There is a new Pantani monument 3 kms from the summit of Galibier - see here.
Galibier is one of the truly great climbs in France. It first appeared in the Tour in 1911 - and became the highest summit finish in Tour history a century later in 2011. A brief history of Galibier here.
Below: slowly approaching the tunnel on a nice, snow day - you can just see summit sign up top right of photo:
Officials have been busy ploughing (and even dynamiting) the road to clear the snow. Galibier is often closed well into June. If it is a sunny day, this will be yet another truly beautiful stage. Hot TV viewing tip: On of our Swedish friends might be seen running naked next to the leaders near the summit.
Tre Cime Lavaredo
* NB. Due to a small descent and flat stretch between -- the Giro split the final climb to Tre Cime Lavaredo into two climbs ranked 15th and 17th in chart.
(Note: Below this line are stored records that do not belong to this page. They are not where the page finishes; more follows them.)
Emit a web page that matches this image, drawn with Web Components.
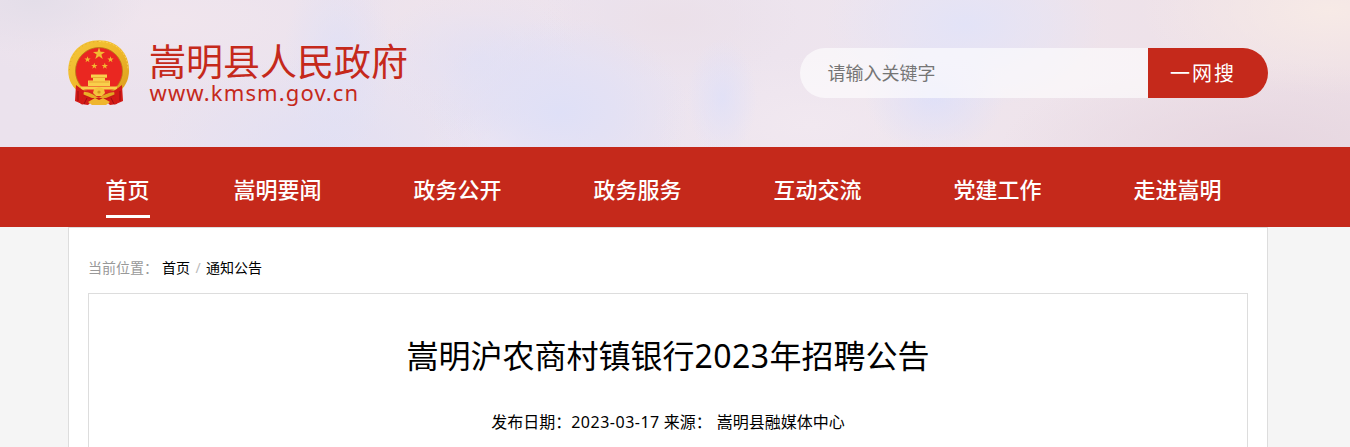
<!DOCTYPE html>
<html lang="zh-CN">
<head>
<meta charset="utf-8">
<title>嵩明沪农商村镇银行2023年招聘公告</title>
<style>
html,body{margin:0;height:447px;overflow:hidden;background:#f5f5f5}
body{font-family:"Noto Sans","Noto Sans CJK SC",sans-serif;color:#000}
</style>
</head>
<body>
<gov-page></gov-page>
<script>
const define=(name,html)=>customElements.define(name,class extends HTMLElement{
  constructor(){super();this.attachShadow({mode:'open'}).innerHTML=html;}
});

define('gov-emblem',`<style>:host{display:block;width:62px;height:66px}svg{display:block}</style>
<svg width="62" height="66" viewBox="0 0 62 66">
<defs><linearGradient id="g" x1="0" y1="0" x2="1" y2="1"><stop offset="0" stop-color="#f4c63c"/><stop offset=".5" stop-color="#efb92a"/><stop offset="1" stop-color="#d99a1c"/></linearGradient>
<path id="s" d="M0-5 1.2-1.6 4.8-1.5 1.9.6 3 4.1 0 2-3 4.1-1.9.6-4.8-1.5-1.2-1.6Z"/></defs>
<path d="M8 45 L8 60 L14 64.5 L23 61 L31 65 L39 61 L47 64.5 L54 60 L54 45Z" fill="#c81a16"/>
<path d="M31 .3C49 .3 61 13 61 30.5 61 41 56 48 50 53L38 58H24L12 53C5 48 .2 41 .2 30.5.2 13 13 .3 31 .3Z" fill="url(#g)"/>
<path d="M31 1.5C48 1.5 60 13 60 30" fill="none" stroke="#ffd95b" stroke-width=".8" stroke-dasharray="2 1.5"/>
<path d="M1.5 30C2 13 14 1.5 31 1.5" fill="none" stroke="#d99d24" stroke-width=".7" stroke-dasharray="1 3"/>
<circle cx="31" cy="31" r="23.5" fill="#ea2721" stroke="#b97b16" stroke-width=".8"/>
<g fill="#f2bb32"><use href="#s" transform="translate(31 13.8)scale(1.25)"/><use href="#s" transform="translate(19.5 19.5)scale(.65)"/><use href="#s" transform="translate(42.5 19.5)scale(.65)"/><use href="#s" transform="translate(26.3 26)scale(.65)"/><use href="#s" transform="translate(36.8 26)scale(.65)"/></g>
<g fill="#f9cf4c"><path d="M23 34.5H39V38H23Z"/><path d="M25 38H37V41H25Z"/><path d="M20 40.5H42V46H20Z"/><path d="M13 46.5H49V49.5H13Z"/></g>
<path d="M21 42H41M23 37.5H39" stroke="#db8f20" stroke-width=".6"/>
<path d="M14 51Q21 50.5 26 54T31 57T36 54T48 51" fill="none" stroke="#da2720" stroke-width="1.6"/>
<path d="M8 45 16 51 14 64 7 61ZM54 45 46 51 48 64 55 61Z" fill="#d31b17"/>
<path d="M15 56 25 60 20 65 13 64ZM47 56 37 60 42 65 49 64Z" fill="#d31b17"/>
<path d="M10 51V61M52 51V61M19 58 16 64M43 58 46 64" stroke="#9f0e12" stroke-width="1"/>
<path d="M26 49 31 47 36 49 37 53 34 56H28L25 53Z" fill="#f4c33c"/><circle cx="31" cy="52" r="1.6" fill="#d5961d"/><path d="M20 62 27 58 31 60 35 58 42 62 38 65H24Z" fill="#efb52e"/>
</svg>`);

define('gov-brand',`<style>
:host{display:flex;color:#c5291b;margin-top:40px}
.words{margin-left:19px}
.name{font:400 37px/41px "Noto Sans CJK SC",sans-serif;white-space:nowrap}
.url{font:400 22px/22px "Noto Sans",sans-serif;letter-spacing:1.12px;padding-left:.5px}
</style><gov-emblem></gov-emblem><div class="words"><div class="name"><slot name="name"></slot></div><div class="url"><slot name="url"></slot></div></div>`);

define('gov-search',`<style>
:host{display:flex;width:468px;height:50px;margin-top:48px;border-radius:25px;overflow:hidden;font-family:"Noto Sans CJK SC",sans-serif}
.field{flex:1;background:rgba(255,255,255,.6);color:#757575;font-size:18px;line-height:49px;padding-left:27.5px}
.go{box-sizing:border-box;width:120px;background:#c5291b;color:#fff;font-size:20px;line-height:49px;letter-spacing:2px;padding-left:22px}
</style><div class="field">请输入关键字</div><div class="go">一网搜</div>`);

define('gov-header',`<style>
:host{display:block;height:147px;background:
radial-gradient(ellipse 110px 55px at 35px 0,#e4dee9 0,#e4dee900 100%),
radial-gradient(ellipse 55px 95px at 338px 60px,#dfe0f6cc 0,#dfe0f600 100%),
radial-gradient(ellipse 130px 95px at 560px 112px,#dfe0f7 0,#dfe0f799 45%,#dfe0f700 100%),
radial-gradient(ellipse 100px 75px at 480px 60px,#e2e0f4cc 0,#e2e0f400 100%),
radial-gradient(ellipse 35px 60px at 722px 98px,#dfe0f8cc 0,#dfe0f800 100%),
radial-gradient(ellipse 140px 85px at 965px 25px,#e3e3f7 0,#e3e3f788 50%,#e3e3f700 100%),
radial-gradient(ellipse 70px 60px at 935px 95px,#dfe0f8 0,#dfe0f800 100%),
radial-gradient(ellipse 170px 90px at 320px 145px,#e2e0f3 0,#e2e0f300 100%),
radial-gradient(ellipse 90px 40px at 510px 147px,#f0e7f1 0,#f0e7f100 100%),
radial-gradient(ellipse 190px 85px at 1330px 10px,#f7eae6 0,#f7eae600 100%),
radial-gradient(ellipse 260px 85px at 1260px 147px,#e6d6e0 0,#e6d6e000 100%),
radial-gradient(ellipse 160px 70px at 810px 125px,#f1e8f0 0,#f1e8f000 100%),
radial-gradient(ellipse 130px 60px at 670px 20px,#ebe0e9 0,#ebe0e900 100%),
radial-gradient(ellipse 140px 60px at 470px 10px,#f0e4eb 0,#f0e4eb00 100%),
radial-gradient(ellipse 220px 75px at 170px 20px,#f0e5ed 0,#f0e5ed00 100%),
linear-gradient(90deg,#ebe2ed,#ebe3ef 45%,#efe5ed 70%,#eddfe6)}
.inner{display:flex;justify-content:space-between;width:1200px;margin-left:68px}
</style><div class="inner"><gov-brand><span slot="name">嵩明县人民政府</span><span slot="url">www.kmsm.gov.cn</span></gov-brand><gov-search></gov-search></div>`);

define('gov-nav-item',`<style>
:host{display:flex;justify-content:center;width:180px;color:#fff;font:500 22px/32px "Noto Sans CJK SC",sans-serif}
:host([active]){width:120px}
span{height:43px;margin-top:25px;border-bottom:3px solid transparent}
:host([active]) span{border-color:#fff}
</style><span><slot></slot></span>`);

define('gov-nav',`<style>
:host{display:block;height:80px;background:#c5291b}
nav{display:flex;width:1200px;margin-left:68px}
gov-nav-item{text-indent:-1px}
</style><nav><gov-nav-item active>首页</gov-nav-item><gov-nav-item>嵩明要闻</gov-nav-item><gov-nav-item>政务公开</gov-nav-item><gov-nav-item>政务服务</gov-nav-item><gov-nav-item>互动交流</gov-nav-item><gov-nav-item>党建工作</gov-nav-item><gov-nav-item>走进嵩明</gov-nav-item></nav>`);

define('gov-crumbs',`<style>
:host{display:flex;height:65px;font-size:14px;line-height:80px;color:#999;white-space:nowrap}
.home{margin-left:4px}i{font-style:normal;color:#bbb;width:16px;text-align:center}b{font-weight:400;color:#000}
</style><span>当前位置：</span><b class="home">首页</b><i>/</i><b>通知公告</b>`);

define('gov-article',`<style>
:host{display:block;border:1px solid #ddd;border-bottom:0;text-align:center;background:#fff}
h1{margin:38px 0 0;font-weight:400;font-size:32px;line-height:48px}
h1 span{letter-spacing:.5px}
.meta{display:flex;justify-content:center;margin-top:30px;font-size:16px;line-height:24px}
.date{letter-spacing:.5px;margin-right:4px}.src{margin-left:5px}
</style><h1>嵩明沪农商村镇银行<span>2023</span>年招聘公告</h1><div class="meta"><span>发布日期：</span><span class="date">2023-03-17</span><span>来源：</span><span class="src">嵩明县融媒体中心</span></div>`);

define('gov-page',`<style>
:host{display:block}
main{box-sizing:border-box;width:1200px;height:220px;margin-left:68px;padding:0 19px;border:1px solid #ddd;border-bottom:0;background:#fff;display:flex;flex-direction:column}
gov-article{flex:1}
</style><gov-header></gov-header><gov-nav></gov-nav><main><gov-crumbs></gov-crumbs><gov-article></gov-article></main>`);
</script>
</body>
</html>
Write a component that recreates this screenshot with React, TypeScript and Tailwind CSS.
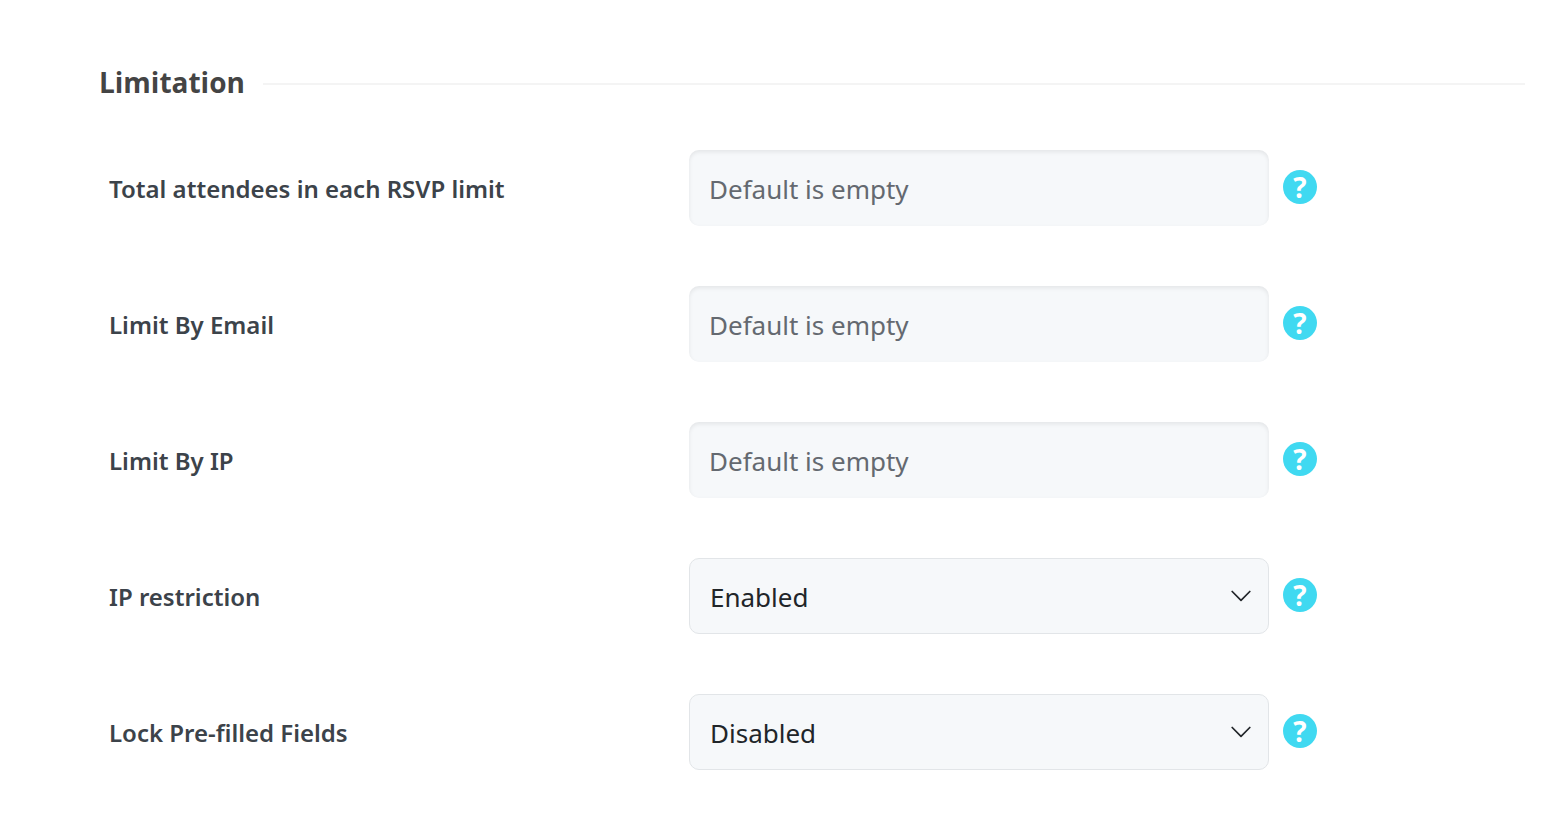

But combined, this final climb of the entire Giro is huge and truly beautiful.
The last 4 kilometres averages 12% - ouch - with a stretch at 18%. Tre Cime Laveredo first appeared in the Giro in 1967 and was where Mr. Merckx took control of the 1968 Giro. Less interestingly, the last rider to have won here was Ricardo Ricco in 2007.
I've never been there, but my friend and cyclotourist extraordinaire Vélocia has given me permission (thx!) to use a couple of her photos.
The stage 20 finish will be at the Rifugio Auronzo - pictured below (wow):
Also if you search Jered Gruber's FLICKR photos (user name smashred) for Tre Cime pics there are some truly amazing views - for example.
I'll stop drooling here. But yes, I am excited. The Giro may take a while to arrive at the mountains, but when it does, it will be fun. Ciao.
Jens, turn your head:
Photo courtesy Girbecco
N.B. - This is an updated version of a story that first appeared last September when the Giro route was first announced.